start

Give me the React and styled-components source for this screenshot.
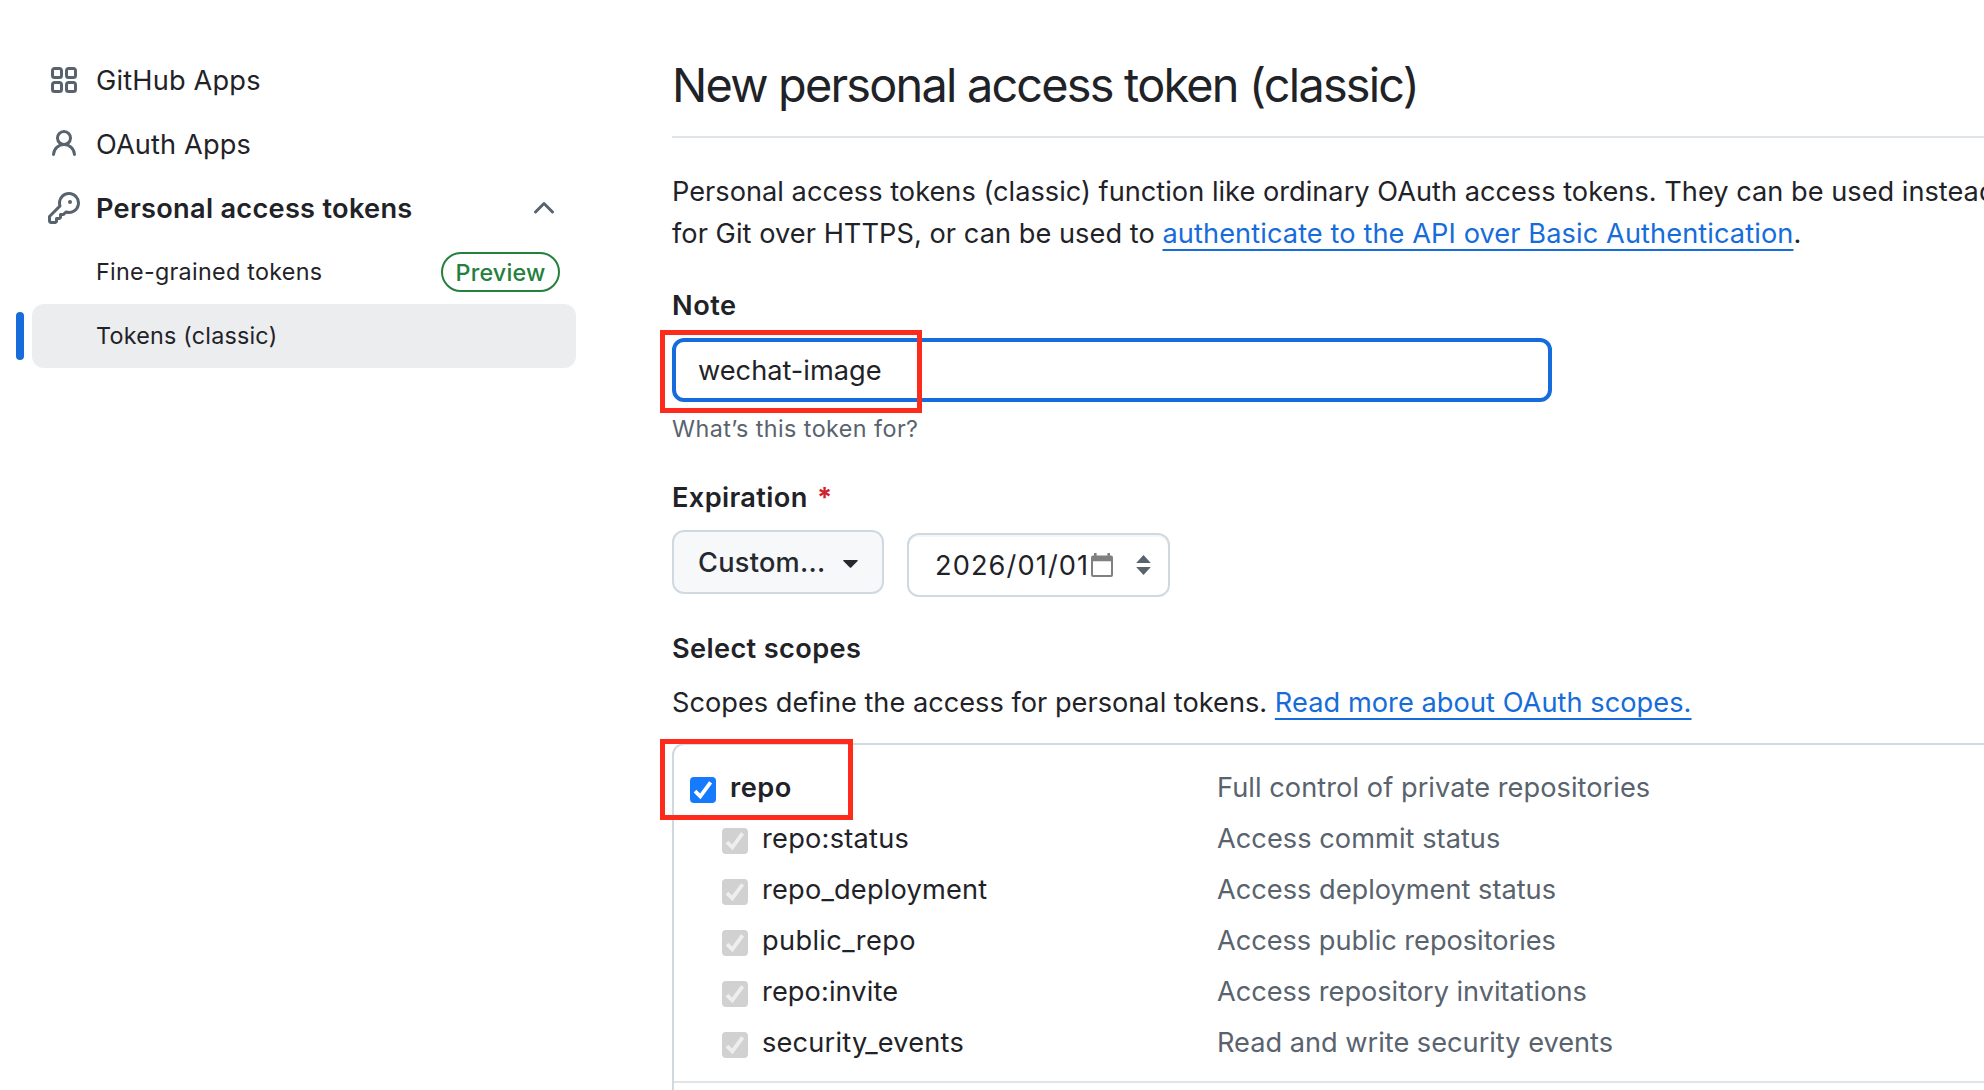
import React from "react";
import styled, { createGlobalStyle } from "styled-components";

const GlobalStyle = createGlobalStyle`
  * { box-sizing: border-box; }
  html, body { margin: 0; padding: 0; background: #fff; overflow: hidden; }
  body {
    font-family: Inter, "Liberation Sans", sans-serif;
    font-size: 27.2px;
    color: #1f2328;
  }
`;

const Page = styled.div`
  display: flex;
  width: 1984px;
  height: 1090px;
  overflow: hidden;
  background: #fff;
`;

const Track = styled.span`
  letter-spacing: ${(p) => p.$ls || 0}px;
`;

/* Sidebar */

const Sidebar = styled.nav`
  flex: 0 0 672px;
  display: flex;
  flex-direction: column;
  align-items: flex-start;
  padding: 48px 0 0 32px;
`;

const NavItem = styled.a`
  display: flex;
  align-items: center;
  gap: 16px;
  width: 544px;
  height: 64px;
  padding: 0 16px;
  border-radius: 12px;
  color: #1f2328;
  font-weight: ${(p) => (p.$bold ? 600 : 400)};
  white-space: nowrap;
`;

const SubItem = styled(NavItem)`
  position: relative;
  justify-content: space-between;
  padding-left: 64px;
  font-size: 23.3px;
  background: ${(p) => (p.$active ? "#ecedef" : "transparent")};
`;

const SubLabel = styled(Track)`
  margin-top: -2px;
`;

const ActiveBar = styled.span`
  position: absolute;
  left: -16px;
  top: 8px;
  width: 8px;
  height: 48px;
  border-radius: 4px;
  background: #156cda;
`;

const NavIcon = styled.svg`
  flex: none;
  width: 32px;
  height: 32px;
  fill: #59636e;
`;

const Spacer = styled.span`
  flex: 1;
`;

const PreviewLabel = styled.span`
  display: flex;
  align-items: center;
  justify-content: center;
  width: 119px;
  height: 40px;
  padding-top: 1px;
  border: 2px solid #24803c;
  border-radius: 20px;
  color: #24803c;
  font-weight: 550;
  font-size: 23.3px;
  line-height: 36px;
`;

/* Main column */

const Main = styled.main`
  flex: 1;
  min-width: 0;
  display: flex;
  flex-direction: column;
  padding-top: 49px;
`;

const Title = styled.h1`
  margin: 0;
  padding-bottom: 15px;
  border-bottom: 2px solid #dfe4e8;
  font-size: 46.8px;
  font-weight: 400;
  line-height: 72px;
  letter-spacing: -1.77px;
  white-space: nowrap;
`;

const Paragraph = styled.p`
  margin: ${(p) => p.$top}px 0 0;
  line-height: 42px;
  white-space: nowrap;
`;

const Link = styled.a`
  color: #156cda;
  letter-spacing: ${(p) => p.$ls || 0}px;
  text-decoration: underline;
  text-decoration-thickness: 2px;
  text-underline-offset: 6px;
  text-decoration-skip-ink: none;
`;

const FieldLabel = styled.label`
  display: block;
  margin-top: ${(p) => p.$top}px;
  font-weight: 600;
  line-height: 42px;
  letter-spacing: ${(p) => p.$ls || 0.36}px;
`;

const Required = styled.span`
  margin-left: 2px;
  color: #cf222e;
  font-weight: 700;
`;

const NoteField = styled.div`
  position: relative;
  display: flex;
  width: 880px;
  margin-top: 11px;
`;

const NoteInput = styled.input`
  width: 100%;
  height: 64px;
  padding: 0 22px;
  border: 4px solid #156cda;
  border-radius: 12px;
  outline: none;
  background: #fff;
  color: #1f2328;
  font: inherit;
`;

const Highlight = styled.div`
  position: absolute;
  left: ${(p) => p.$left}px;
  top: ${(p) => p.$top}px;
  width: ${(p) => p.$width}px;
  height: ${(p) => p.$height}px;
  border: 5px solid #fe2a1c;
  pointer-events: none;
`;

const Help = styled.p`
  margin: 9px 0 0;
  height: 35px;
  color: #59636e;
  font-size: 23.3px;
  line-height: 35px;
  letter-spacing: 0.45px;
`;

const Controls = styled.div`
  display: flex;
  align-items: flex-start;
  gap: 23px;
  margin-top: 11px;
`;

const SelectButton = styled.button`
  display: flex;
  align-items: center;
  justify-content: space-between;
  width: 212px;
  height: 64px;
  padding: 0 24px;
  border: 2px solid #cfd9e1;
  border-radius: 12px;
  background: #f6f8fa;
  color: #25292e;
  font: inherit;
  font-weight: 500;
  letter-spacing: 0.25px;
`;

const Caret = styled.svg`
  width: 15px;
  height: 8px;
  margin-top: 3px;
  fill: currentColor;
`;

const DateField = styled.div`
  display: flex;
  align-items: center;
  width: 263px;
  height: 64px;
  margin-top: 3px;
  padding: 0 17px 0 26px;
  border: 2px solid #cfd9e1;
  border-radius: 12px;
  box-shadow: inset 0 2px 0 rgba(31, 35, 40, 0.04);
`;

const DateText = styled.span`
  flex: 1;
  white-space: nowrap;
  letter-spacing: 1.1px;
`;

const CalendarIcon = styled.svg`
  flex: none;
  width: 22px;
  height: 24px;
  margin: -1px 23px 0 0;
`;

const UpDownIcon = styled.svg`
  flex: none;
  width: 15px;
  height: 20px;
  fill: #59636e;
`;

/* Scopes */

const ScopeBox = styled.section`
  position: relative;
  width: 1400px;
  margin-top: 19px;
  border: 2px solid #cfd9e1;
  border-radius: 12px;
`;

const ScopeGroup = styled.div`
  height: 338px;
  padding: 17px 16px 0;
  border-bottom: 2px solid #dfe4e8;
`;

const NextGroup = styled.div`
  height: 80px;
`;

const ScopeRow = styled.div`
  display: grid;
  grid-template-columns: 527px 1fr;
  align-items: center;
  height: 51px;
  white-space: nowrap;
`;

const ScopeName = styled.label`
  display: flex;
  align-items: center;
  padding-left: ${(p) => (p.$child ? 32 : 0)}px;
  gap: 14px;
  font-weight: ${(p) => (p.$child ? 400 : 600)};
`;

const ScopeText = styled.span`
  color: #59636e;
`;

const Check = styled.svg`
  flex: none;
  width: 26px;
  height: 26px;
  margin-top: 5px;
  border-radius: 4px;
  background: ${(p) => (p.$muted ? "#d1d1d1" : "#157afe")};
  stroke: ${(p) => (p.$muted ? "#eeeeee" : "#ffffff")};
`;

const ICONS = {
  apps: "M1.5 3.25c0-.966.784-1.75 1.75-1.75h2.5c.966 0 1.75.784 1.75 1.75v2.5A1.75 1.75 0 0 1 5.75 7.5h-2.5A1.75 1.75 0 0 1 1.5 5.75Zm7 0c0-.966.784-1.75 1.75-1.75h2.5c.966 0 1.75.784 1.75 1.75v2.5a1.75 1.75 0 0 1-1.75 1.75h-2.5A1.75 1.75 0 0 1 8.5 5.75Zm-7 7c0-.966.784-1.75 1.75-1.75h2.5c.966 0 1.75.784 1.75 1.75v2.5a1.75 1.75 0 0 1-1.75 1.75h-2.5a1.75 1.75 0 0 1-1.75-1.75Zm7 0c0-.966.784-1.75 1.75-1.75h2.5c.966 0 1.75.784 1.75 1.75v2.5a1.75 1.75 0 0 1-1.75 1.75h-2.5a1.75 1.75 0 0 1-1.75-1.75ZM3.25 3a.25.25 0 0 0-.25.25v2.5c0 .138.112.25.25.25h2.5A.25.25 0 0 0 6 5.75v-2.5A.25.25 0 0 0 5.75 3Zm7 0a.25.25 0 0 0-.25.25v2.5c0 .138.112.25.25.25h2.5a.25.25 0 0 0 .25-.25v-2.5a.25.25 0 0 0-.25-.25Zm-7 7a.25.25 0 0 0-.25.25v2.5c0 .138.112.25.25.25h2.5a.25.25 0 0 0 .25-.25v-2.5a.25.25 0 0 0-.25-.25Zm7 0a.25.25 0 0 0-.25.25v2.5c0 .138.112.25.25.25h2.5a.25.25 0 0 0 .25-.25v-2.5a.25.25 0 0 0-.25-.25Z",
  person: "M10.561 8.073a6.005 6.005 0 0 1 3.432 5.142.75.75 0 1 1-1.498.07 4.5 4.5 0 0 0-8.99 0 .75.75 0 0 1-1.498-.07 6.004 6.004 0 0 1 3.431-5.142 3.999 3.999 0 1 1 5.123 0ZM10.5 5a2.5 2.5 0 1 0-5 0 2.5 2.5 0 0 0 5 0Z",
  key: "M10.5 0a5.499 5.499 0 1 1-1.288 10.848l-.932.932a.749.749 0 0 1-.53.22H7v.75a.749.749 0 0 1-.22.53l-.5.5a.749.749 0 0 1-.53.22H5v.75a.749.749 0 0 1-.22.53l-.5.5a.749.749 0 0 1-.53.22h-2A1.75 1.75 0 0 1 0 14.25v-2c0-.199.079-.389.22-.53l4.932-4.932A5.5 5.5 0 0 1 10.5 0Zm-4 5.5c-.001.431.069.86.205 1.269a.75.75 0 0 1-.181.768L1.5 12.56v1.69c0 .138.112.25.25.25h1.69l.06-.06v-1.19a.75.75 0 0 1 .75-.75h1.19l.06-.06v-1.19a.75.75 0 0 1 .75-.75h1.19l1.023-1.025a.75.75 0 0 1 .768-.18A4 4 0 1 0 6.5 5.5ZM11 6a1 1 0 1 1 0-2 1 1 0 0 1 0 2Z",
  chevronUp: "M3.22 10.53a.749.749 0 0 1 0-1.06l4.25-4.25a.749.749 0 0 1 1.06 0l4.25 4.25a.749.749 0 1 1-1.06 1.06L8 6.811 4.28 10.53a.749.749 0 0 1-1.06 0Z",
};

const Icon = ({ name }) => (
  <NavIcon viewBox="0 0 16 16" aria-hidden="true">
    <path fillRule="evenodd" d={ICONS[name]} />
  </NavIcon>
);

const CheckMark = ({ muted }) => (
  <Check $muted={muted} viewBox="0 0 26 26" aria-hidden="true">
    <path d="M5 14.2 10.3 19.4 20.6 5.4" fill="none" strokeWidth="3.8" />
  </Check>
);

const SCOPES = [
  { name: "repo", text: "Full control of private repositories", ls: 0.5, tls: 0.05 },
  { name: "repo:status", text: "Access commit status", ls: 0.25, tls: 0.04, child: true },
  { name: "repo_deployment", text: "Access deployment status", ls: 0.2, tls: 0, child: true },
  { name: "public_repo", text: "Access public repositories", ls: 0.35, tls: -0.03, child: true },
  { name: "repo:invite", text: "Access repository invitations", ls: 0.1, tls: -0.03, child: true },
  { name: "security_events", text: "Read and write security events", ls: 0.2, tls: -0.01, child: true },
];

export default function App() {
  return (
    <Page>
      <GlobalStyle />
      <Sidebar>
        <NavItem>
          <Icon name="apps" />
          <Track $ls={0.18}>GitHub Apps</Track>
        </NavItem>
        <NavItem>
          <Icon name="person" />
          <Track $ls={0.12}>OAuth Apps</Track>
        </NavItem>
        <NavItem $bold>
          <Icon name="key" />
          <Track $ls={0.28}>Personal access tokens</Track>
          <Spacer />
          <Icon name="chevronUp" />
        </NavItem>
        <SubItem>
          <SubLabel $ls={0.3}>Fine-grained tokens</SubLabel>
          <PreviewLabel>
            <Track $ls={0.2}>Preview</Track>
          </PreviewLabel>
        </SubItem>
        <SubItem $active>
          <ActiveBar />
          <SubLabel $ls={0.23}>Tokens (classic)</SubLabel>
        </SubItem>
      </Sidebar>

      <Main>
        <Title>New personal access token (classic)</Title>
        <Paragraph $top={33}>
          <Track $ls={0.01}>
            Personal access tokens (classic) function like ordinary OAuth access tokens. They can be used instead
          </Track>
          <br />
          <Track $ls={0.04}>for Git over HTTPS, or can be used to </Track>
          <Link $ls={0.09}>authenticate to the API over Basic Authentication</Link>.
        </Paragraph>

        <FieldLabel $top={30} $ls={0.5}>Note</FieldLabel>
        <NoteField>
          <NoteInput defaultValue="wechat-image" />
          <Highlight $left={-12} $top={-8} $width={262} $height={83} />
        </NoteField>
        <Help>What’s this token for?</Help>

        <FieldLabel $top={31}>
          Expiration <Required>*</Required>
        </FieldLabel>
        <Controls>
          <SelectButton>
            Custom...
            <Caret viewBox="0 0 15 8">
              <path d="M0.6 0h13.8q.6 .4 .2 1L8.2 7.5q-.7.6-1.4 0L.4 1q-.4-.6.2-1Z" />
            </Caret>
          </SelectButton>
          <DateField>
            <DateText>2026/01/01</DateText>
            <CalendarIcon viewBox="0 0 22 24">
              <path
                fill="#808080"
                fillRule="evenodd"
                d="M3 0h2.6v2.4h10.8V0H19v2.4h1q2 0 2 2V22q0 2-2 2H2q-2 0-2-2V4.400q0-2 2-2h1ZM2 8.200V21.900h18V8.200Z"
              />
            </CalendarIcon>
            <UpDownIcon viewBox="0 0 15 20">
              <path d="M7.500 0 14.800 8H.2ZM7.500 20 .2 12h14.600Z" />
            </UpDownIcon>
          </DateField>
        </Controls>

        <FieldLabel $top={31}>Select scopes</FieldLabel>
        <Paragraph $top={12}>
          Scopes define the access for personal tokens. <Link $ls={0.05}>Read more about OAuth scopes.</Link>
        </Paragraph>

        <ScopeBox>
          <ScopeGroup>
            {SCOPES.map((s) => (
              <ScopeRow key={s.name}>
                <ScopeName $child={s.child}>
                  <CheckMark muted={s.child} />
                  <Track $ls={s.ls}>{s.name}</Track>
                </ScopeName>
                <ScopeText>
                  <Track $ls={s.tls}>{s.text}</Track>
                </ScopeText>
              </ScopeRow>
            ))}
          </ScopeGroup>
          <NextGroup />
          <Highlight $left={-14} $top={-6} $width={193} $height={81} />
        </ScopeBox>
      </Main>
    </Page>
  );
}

end

■ **WRITTEN PROBLEM**:
Determine the number of lines in the listing that hold the word "this", and supply that number and nothing further.

■ **EXERCISE OUTPUT**:
2